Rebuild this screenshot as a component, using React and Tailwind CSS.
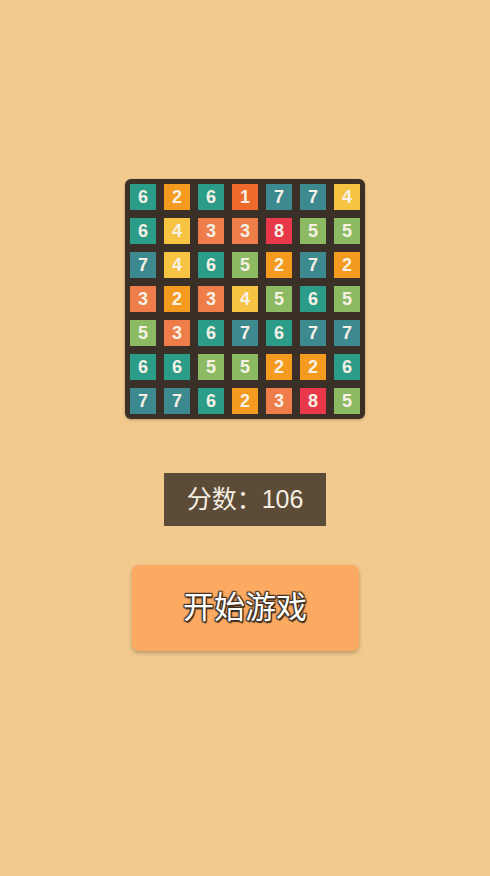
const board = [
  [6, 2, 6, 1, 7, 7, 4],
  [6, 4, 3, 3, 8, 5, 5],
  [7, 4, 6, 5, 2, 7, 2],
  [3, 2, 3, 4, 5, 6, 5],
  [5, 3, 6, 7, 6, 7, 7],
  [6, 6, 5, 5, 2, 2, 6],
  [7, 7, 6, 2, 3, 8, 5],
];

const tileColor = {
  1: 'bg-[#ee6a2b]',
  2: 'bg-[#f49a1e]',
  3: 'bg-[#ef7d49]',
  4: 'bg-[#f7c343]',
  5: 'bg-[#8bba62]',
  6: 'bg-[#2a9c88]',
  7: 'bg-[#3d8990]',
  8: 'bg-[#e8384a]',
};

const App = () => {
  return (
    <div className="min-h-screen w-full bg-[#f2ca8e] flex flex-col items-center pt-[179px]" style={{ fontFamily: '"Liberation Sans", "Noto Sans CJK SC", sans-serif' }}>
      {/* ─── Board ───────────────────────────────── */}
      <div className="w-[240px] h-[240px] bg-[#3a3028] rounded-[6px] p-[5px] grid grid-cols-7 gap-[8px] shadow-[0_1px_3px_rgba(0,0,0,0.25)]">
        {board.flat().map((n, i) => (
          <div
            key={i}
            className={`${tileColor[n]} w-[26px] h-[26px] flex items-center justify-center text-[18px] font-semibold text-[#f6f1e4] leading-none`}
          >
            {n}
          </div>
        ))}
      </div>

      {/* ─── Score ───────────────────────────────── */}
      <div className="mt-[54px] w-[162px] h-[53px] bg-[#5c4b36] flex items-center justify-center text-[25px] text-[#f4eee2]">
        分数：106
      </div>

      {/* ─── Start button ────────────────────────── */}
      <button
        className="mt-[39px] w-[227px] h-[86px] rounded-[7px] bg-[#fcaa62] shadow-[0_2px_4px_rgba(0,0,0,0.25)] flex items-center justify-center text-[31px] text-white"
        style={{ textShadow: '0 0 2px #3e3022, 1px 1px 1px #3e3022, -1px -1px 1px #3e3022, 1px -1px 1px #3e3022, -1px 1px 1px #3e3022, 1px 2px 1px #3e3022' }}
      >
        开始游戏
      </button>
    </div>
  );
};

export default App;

=====

- STATED TASK:
Output a faithful copy of the data, with each picture left out.

- EXERCISE OUTPUT:
Rebuild this screenshot as a component, using React and Tailwind CSS.
const board = [
  [6, 2, 6, 1, 7, 7, 4],
  [6, 4, 3, 3, 8, 5, 5],
  [7, 4, 6, 5, 2, 7, 2],
  [3, 2, 3, 4, 5, 6, 5],
  [5, 3, 6, 7, 6, 7, 7],
  [6, 6, 5, 5, 2, 2, 6],
  [7, 7, 6, 2, 3, 8, 5],
];

const tileColor = {
  1: 'bg-[#ee6a2b]',
  2: 'bg-[#f49a1e]',
  3: 'bg-[#ef7d49]',
  4: 'bg-[#f7c343]',
  5: 'bg-[#8bba62]',
  6: 'bg-[#2a9c88]',
  7: 'bg-[#3d8990]',
  8: 'bg-[#e8384a]',
};

const App = () => {
  return (
    <div className="min-h-screen w-full bg-[#f2ca8e] flex flex-col items-center pt-[179px]" style={{ fontFamily: '"Liberation Sans", "Noto Sans CJK SC", sans-serif' }}>
      {/* ─── Board ───────────────────────────────── */}
      <div className="w-[240px] h-[240px] bg-[#3a3028] rounded-[6px] p-[5px] grid grid-cols-7 gap-[8px] shadow-[0_1px_3px_rgba(0,0,0,0.25)]">
        {board.flat().map((n, i) => (
          <div
            key={i}
            className={`${tileColor[n]} w-[26px] h-[26px] flex items-center justify-center text-[18px] font-semibold text-[#f6f1e4] leading-none`}
          >
            {n}
          </div>
        ))}
      </div>

      {/* ─── Score ───────────────────────────────── */}
      <div className="mt-[54px] w-[162px] h-[53px] bg-[#5c4b36] flex items-center justify-center text-[25px] text-[#f4eee2]">
        分数：106
      </div>

      {/* ─── Start button ────────────────────────── */}
      <button
        className="mt-[39px] w-[227px] h-[86px] rounded-[7px] bg-[#fcaa62] shadow-[0_2px_4px_rgba(0,0,0,0.25)] flex items-center justify-center text-[31px] text-white"
        style={{ textShadow: '0 0 2px #3e3022, 1px 1px 1px #3e3022, -1px -1px 1px #3e3022, 1px -1px 1px #3e3022, -1px 1px 1px #3e3022, 1px 2px 1px #3e3022' }}
      >
        开始游戏
      </button>
    </div>
  );
};

export default App;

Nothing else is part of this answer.